A: I call them “invitations to create,” because they’re a way of inviting a child to explore materials. I like to set out about three to five different things, displayed really nicely and inviting on a tray or in the middle of a table. I let them come across it on their own. Usually they’ll walk in and notice it on the table and they’ll want to work with it. It’s a good way to get them excited and engaged with their materials in a different way—I might pick out something they haven’t used in a while.
Q: What do you say to parents who feel a little apprehensive about the mess and the expense?
Definitely pick a few things that you feel comfortable with. If you get something that you’re not comfortable with, like finger paint, and you’re terrified to use it, you might put it off and not try it. Then just sit and play explore the material alongside your child. It’s amazing to see what they do and it gives them encouragement and excitement to try new things.

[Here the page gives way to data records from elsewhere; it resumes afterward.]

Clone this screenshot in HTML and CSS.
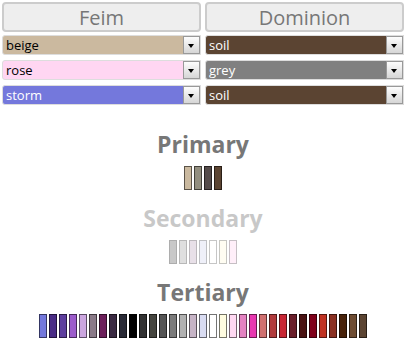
FILE: index.html
```html
<!DOCTYPE html>
<html lang="en">
<head>
  <meta charset="UTF-8">
  <title>Palette</title>
  <link rel="stylesheet" href="styles.css">
</head>
<body>
  <div class="teams">
    <div class="team">
      <button class="team-name">Feim</button>
      <div class="pick beige"><span>beige</span><i class="arrow"></i></div>
      <div class="pick rose"><span>rose</span><i class="arrow"></i></div>
      <div class="pick storm light"><span>storm</span><i class="arrow"></i></div>
    </div>
    <div class="team">
      <button class="team-name">Dominion</button>
      <div class="pick soil light"><span>soil</span><i class="arrow"></i></div>
      <div class="pick grey light"><span>grey</span><i class="arrow"></i></div>
      <div class="pick soil light"><span>soil</span><i class="arrow"></i></div>
    </div>
  </div>

  <div class="group">
    <h2>Primary</h2>
    <div class="swatches">
      <span class="sw" style="background:#cab99f"></span>
      <span class="sw" style="background:#928e7f"></span>
      <span class="sw" style="background:#544b4a"></span>
      <span class="sw" style="background:#5b4432"></span>
    </div>
  </div>

  <div class="group faded">
    <h2>Secondary</h2>
    <div class="swatches">
      <span class="sw" style="background:#777777"></span>
      <span class="sw" style="background:#b1b1b1"></span>
      <span class="sw" style="background:#c6b4c6"></span>
      <span class="sw" style="background:#d9dcf2"></span>
      <span class="sw" style="background:#ffffff"></span>
      <span class="sw" style="background:#fffce0"></span>
      <span class="sw" style="background:#ffd8f2"></span>
    </div>
  </div>

  <div class="group">
    <h2>Tertiary</h2>
    <div class="swatches">
      <span class="sw" style="background:#7478dc"></span>
      <span class="sw" style="background:#4a2c86"></span>
      <span class="sw" style="background:#5e3e9e"></span>
      <span class="sw" style="background:#9c5ccb"></span>
      <span class="sw" style="background:#cba6df"></span>
      <span class="sw" style="background:#8a7a88"></span>
      <span class="sw" style="background:#6c1f5a"></span>
      <span class="sw" style="background:#3a2a42"></span>
      <span class="sw" style="background:#292a36"></span>
      <span class="sw" style="background:#000000"></span>
      <span class="sw" style="background:#323232"></span>
      <span class="sw" style="background:#45453f"></span>
      <span class="sw" style="background:#555555"></span>
      <span class="sw" style="background:#7b7b7b"></span>
      <span class="sw" style="background:#b1b1b1"></span>
      <span class="sw" style="background:#c6b4c6"></span>
      <span class="sw" style="background:#d9dcf2"></span>
      <span class="sw" style="background:#ffffff"></span>
      <span class="sw" style="background:#fffce0"></span>
      <span class="sw" style="background:#ffd8f2"></span>
      <span class="sw" style="background:#e482c2"></span>
      <span class="sw" style="background:#e838b0"></span>
      <span class="sw" style="background:#d07070"></span>
      <span class="sw" style="background:#b13a3c"></span>
      <span class="sw" style="background:#c82634"></span>
      <span class="sw" style="background:#6a1e2a"></span>
      <span class="sw" style="background:#4a1212"></span>
      <span class="sw" style="background:#80001a"></span>
      <span class="sw" style="background:#c03222"></span>
      <span class="sw" style="background:#8a3022"></span>
      <span class="sw" style="background:#48220a"></span>
      <span class="sw" style="background:#6e4c32"></span>
      <span class="sw" style="background:#5b4432"></span>
    </div>
  </div>
</body>
</html>
```

FILE: styles.css
```css
body {
  margin: 0;
  padding: 2px;
  background: #fff;
  font-family: "Open Sans", Arial, sans-serif;
}

.teams {
  display: grid;
  grid-template-columns: 1fr 1fr;
  gap: 4px;
  margin-bottom: 24px;
}

.team {
  display: flex;
  flex-direction: column;
  gap: 5px;
}

.team-name {
  height: 30px;
  margin-bottom: -2px;
  padding: 0;
  background: #eee;
  border: 2px solid #ccc;
  border-radius: 4px;
  font-family: "Open Sans", Arial, sans-serif;
  font-size: 20px;
  color: #777;
}

.pick {
  display: flex;
  align-items: center;
  height: 20px;
  box-sizing: border-box;
  border: 1px solid #ddd;
  border-radius: 3px 0 0 3px;
  font-size: 13px;
  color: #000;
}

.pick span {
  flex: 1;
  padding-left: 3px;
}

.pick.light {
  color: #fff;
}

.arrow {
  position: relative;
  width: 17px;
  height: 18px;
  box-sizing: border-box;
  border: 1px solid #999;
  background: linear-gradient(#fdfdfd, #d6d6d6);
}

.arrow::after {
  content: "";
  position: absolute;
  left: 4px;
  top: 7px;
  border-left: 3.5px solid transparent;
  border-right: 3.5px solid transparent;
  border-top: 4px solid #000;
}

.beige { background: #cbb99f; }
.rose { background: #ffd6f2; }
.storm { background: #7478dc; }
.soil { background: #5b4432; }
.grey { background: #808080; }

.group {
  display: flex;
  flex-direction: column;
  align-items: center;
  height: 74px;
}

.group:nth-child(2) {
  margin-top: 1px;
}

.group h2 {
  margin: 0;
  font-size: 23px;
  line-height: 30px;
  font-weight: 700;
  color: #777;
}

.faded {
  opacity: 0.4;
}

.swatches {
  display: flex;
  gap: 2px;
  margin-top: 7px;
}

.sw {
  width: 8px;
  height: 24px;
  box-sizing: border-box;
  border: 1px solid rgba(0, 0, 0, 0.55);
}
```
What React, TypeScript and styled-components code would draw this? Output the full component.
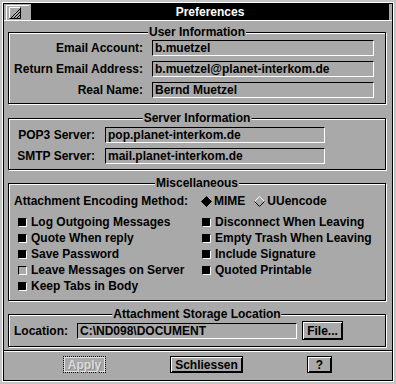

Q: What five items should each art space start with?
When I taught art classes, I always had four to five supplies I would always start the kids off with. Washable tempera paint, because you can do finger painting, paint on an easel, mix colors and do color theory. Liquid watercolors are really fun because toddlers can mix and pour and stir as if it was water; older kids can use droppers or do resist projects with crayons. For drawing, I always start off with beeswax crayons because they’re softer and have more vibrant colors so they’re easier for kids to use. And then markers. And for modeling, either Play-Doh or clay. Parents probably feel more comfortable starting with Play-Doh, because it’s easier to clean up, but if they’re ready to try clay, it offers a different sensory experience. Also try glue and collage. That’s the other thing I always introduce kids to, even if they’re one-and-a-half. Squeezing glue bottles is good when they’re learning how to use their motor skills. If you wanted to know one organizing tool I always start with, it’s a caddy to organize drawing tools. My favorite one is from Land of Nod. It has four cups, so you can put markers, crayons, colored pencils, and one other thing in it, which gets kids to branch out.